You have made, basically, $250.00, we’ll round a little bit, you made $250.00 by doing nothing other than obligating yourself to buy the stock at a price that you would love to buy it at. And so this is a way, just selling put options, I am not trying to goad you into being a put seller, I am just giving you something to think about. If you learn how to sell put options you literally can kind of turn back the hands of time and go back and do something that you wish that you had done before.

You can do stuff like this ( NYSEARCA: SPY ), you can look out and say, “Well, I think we are going to have a retest of the lows. But do you know what? I will go ahead and sell; the SPY ( NYSEARCA: SPY ) bottomed here at 220.00. And so if the SPY ( NYSEARCA: SPY ) gets back there to 220.00 then I will go ahead and buy that.” So do you know what you can do?

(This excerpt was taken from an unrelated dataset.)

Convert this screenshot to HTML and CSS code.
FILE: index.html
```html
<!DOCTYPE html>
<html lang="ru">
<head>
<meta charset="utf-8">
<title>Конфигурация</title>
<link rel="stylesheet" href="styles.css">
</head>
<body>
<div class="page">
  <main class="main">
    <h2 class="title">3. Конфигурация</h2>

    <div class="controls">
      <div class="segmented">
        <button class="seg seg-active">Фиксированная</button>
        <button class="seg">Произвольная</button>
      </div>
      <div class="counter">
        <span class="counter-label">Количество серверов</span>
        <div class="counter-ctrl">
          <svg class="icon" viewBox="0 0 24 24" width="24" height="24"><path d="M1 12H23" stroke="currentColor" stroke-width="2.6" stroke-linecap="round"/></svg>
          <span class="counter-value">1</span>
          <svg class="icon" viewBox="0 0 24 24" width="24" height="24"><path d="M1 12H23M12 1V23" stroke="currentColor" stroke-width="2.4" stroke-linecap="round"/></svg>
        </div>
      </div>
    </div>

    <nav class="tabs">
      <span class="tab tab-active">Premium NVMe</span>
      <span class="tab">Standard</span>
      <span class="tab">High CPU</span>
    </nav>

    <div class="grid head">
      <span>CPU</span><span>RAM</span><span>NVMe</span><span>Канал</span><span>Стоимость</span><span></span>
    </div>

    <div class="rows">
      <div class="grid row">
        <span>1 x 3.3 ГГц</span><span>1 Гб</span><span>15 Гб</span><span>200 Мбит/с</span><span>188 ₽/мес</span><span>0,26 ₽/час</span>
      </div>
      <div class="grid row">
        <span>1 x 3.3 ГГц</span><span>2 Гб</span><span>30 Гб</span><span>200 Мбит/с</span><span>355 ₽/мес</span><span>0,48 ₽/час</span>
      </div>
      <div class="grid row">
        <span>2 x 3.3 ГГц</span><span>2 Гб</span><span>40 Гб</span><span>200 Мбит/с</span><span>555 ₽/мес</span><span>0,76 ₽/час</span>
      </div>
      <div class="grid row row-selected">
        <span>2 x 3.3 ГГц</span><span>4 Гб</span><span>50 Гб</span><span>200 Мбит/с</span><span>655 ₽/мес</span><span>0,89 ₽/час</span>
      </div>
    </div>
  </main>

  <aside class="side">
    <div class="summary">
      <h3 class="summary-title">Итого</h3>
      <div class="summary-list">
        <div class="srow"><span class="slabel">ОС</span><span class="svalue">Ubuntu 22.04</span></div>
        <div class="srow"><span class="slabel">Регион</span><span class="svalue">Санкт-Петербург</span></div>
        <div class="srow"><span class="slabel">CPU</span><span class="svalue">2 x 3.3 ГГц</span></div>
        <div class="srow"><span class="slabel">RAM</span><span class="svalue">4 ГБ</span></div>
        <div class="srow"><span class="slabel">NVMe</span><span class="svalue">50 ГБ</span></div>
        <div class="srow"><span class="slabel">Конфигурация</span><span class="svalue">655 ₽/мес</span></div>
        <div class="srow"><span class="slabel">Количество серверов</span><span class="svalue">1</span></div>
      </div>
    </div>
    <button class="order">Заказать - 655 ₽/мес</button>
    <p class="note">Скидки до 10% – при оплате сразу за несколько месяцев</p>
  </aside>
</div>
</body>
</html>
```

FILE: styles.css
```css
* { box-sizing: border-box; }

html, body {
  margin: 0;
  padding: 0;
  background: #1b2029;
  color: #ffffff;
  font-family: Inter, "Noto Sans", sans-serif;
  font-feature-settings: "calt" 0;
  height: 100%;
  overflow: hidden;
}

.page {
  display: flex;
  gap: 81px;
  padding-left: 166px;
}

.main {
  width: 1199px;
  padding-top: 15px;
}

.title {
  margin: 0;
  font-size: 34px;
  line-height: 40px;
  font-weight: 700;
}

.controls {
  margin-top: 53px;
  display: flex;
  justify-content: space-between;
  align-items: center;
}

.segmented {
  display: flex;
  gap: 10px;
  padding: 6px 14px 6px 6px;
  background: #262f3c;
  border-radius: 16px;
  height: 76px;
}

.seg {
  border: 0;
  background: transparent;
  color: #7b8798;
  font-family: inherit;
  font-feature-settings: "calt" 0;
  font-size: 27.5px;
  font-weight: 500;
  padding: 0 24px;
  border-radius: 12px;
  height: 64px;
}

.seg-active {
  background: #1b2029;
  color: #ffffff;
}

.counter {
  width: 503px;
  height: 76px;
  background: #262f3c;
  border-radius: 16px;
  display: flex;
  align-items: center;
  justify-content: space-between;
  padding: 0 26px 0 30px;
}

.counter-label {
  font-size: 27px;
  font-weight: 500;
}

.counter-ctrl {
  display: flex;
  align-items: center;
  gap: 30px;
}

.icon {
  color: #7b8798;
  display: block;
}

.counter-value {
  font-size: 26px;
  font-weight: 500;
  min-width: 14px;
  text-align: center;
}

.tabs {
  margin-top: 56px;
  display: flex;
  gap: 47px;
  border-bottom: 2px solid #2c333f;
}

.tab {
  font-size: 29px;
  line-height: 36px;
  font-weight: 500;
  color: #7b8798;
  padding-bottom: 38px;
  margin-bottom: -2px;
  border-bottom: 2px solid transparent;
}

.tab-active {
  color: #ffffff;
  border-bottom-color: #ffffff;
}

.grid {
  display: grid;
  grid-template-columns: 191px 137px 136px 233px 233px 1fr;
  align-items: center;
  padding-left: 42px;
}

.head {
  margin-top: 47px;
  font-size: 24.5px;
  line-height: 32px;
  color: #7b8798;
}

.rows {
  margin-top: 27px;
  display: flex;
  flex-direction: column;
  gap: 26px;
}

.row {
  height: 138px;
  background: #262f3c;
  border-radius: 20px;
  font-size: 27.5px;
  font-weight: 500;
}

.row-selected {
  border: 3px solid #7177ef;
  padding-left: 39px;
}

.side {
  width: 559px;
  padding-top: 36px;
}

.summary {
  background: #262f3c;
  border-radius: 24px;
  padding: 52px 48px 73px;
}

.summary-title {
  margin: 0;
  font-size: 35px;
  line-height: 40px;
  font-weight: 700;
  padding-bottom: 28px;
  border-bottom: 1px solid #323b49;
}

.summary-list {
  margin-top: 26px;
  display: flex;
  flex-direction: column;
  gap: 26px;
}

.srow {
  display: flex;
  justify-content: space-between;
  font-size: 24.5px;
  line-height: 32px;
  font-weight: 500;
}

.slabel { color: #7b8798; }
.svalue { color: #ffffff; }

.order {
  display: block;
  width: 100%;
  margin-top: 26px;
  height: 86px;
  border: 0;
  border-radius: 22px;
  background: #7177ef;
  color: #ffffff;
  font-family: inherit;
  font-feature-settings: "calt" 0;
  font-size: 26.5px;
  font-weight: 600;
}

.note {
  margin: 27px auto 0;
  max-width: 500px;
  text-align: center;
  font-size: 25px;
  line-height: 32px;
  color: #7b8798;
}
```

Right now, literally, the May 220.00 puts on the SPY ( NYSEARCA: SPY ), those options expire in the middle of May, May 15th, the 220.00 puts are trading for, we will round up slightly, $10.00.

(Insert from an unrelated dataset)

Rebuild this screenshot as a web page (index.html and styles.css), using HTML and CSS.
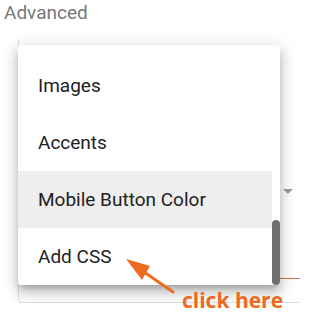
FILE: index.html
```html
<!DOCTYPE html>
<html>
<head>
<meta charset="utf-8">
<link rel="stylesheet" href="styles.css">
</head>
<body>
<div class="page">
  <div class="heading">Advanced</div>
  <div class="area">
    <div class="field">
      <div class="caret"></div>
      <div class="underline"></div>
    </div>
    <div class="menu">
      <ul class="list">
        <li class="item">Images</li>
        <li class="item">Accents</li>
        <li class="item active">Mobile Button Color</li>
        <li class="item">Add CSS</li>
      </ul>
      <div class="track"><div class="thumb"></div></div>
    </div>
  </div>
  <svg class="arrow" width="60" height="45" viewBox="0 0 60 45">
    <line x1="53" y1="40" x2="24" y2="20" stroke="#ee6a1f" stroke-width="3" stroke-linecap="round"/>
    <polygon points="6,7 30,14 22,28" fill="#ee6a1f"/>
  </svg>
  <div class="note">click here</div>
</div>
</body>
</html>
```
FILE: styles.css
```css
html, body {
  margin: 0;
  padding: 0;
  background: #ffffff;
}
.page {
  position: relative;
  width: 300px;
  height: 317px;
  overflow: hidden;
  font-family: Roboto, "Liberation Sans", sans-serif;
}
.heading {
  font-size: 19px;
  line-height: 26px;
  color: #777777;
  padding-left: 4px;
}
.area {
  position: relative;
  padding-top: 14px;
}
.field {
  margin-left: 18px;
  width: 290px;
  height: 263px;
  box-sizing: border-box;
  border: 1px solid #dedede;
  border-top: none;
  border-radius: 0 0 4px 4px;
  background: #ffffff;
  padding-top: 1px;
}
.caret {
  width: 0;
  height: 0;
  margin: 148px 14px 0 auto;
  border-left: 5.5px solid transparent;
  border-right: 5.5px solid transparent;
  border-top: 5px solid #9e9e9e;
}
.underline {
  margin-top: 84px;
  margin-left: 261px;
  height: 1px;
  background: #d9744a;
}
.menu {
  position: absolute;
  left: 18px;
  top: 19px;
  width: 262px;
  height: 240px;
  box-sizing: border-box;
  background: #ffffff;
  border-radius: 3px;
  display: flex;
  box-shadow: 0 5px 6px -3px rgba(0,0,0,0.22), 0 8px 12px 1px rgba(0,0,0,0.14), 0 3px 16px 3px rgba(0,0,0,0.12);
}
.list {
  list-style: none;
  margin: 0;
  padding: 12px 0 0 0;
  flex: 1;
}
.item {
  height: 57px;
  line-height: 57px;
  padding-left: 20px;
  font-size: 19px;
  color: #212121;
  white-space: nowrap;
}
.item.active {
  background: #eeeeee;
}
.track {
  width: 8px;
  padding-top: 175px;
}
.thumb {
  height: 65px;
  border-radius: 4px;
  background: #6f6f6f;
}
.arrow {
  position: absolute;
  left: 120px;
  top: 252px;
}
.note {
  position: absolute;
  left: 182px;
  top: 290px;
  font-family: "Open Sans", "Liberation Sans", sans-serif;
  font-weight: 700;
  font-size: 21px;
  line-height: 21px;
  color: #ee6a1f;
  white-space: nowrap;
}
```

So you can obligate yourself right now when the SPY ( NYSEARCA: SPY ) is trading at 230.54, you can obligate yourself to buy the SPY ( NYSEARCA: SPY ) at a 13 percent discount to where it is right now, at $220.00, and you get $10.00 for your trouble. So you are basically obligating yourself to buy right here on May 15th, but your cost basis is actually going to be down at 210.0. It would actually be down about there because of the value you are getting.

So you can be taking in money right now, making a bullish bet on the SPY ( NYSEARCA: SPY ). And by the way, if the SPY ( NYSEARCA: SPY ) doesn’t fall down here then you just keep that $10.00, and you know, what are you? You are out a month and a half of money, of margin. So this is the type of way, and don’t sell puts if you are not willing to take delivery, don’t just go sell a bunch of puts because you broker will let you. You sell 10 puts, 210.00 here, you can have 1,000 shares of SPY ( NYSEARCA: SPY ) dumped into your account anytime you want, that’s going to be a bad day if that’s not what you are willing to do.

So you have to have some kind of control, some kind of risk management in doing this kind of stuff. But this is a strategy that you can use when implied volatility is so, so high, these options are really, really expensive. So think about that when you are sitting here looking around waiting for your boat to come, waiting for your ship to come in on some kind of trade that does really not exist. Instead, move forward and extrapolate and say, “What would I be willing to do in the future?” And then go ahead and obligate yourself to do that and get paid for doing that.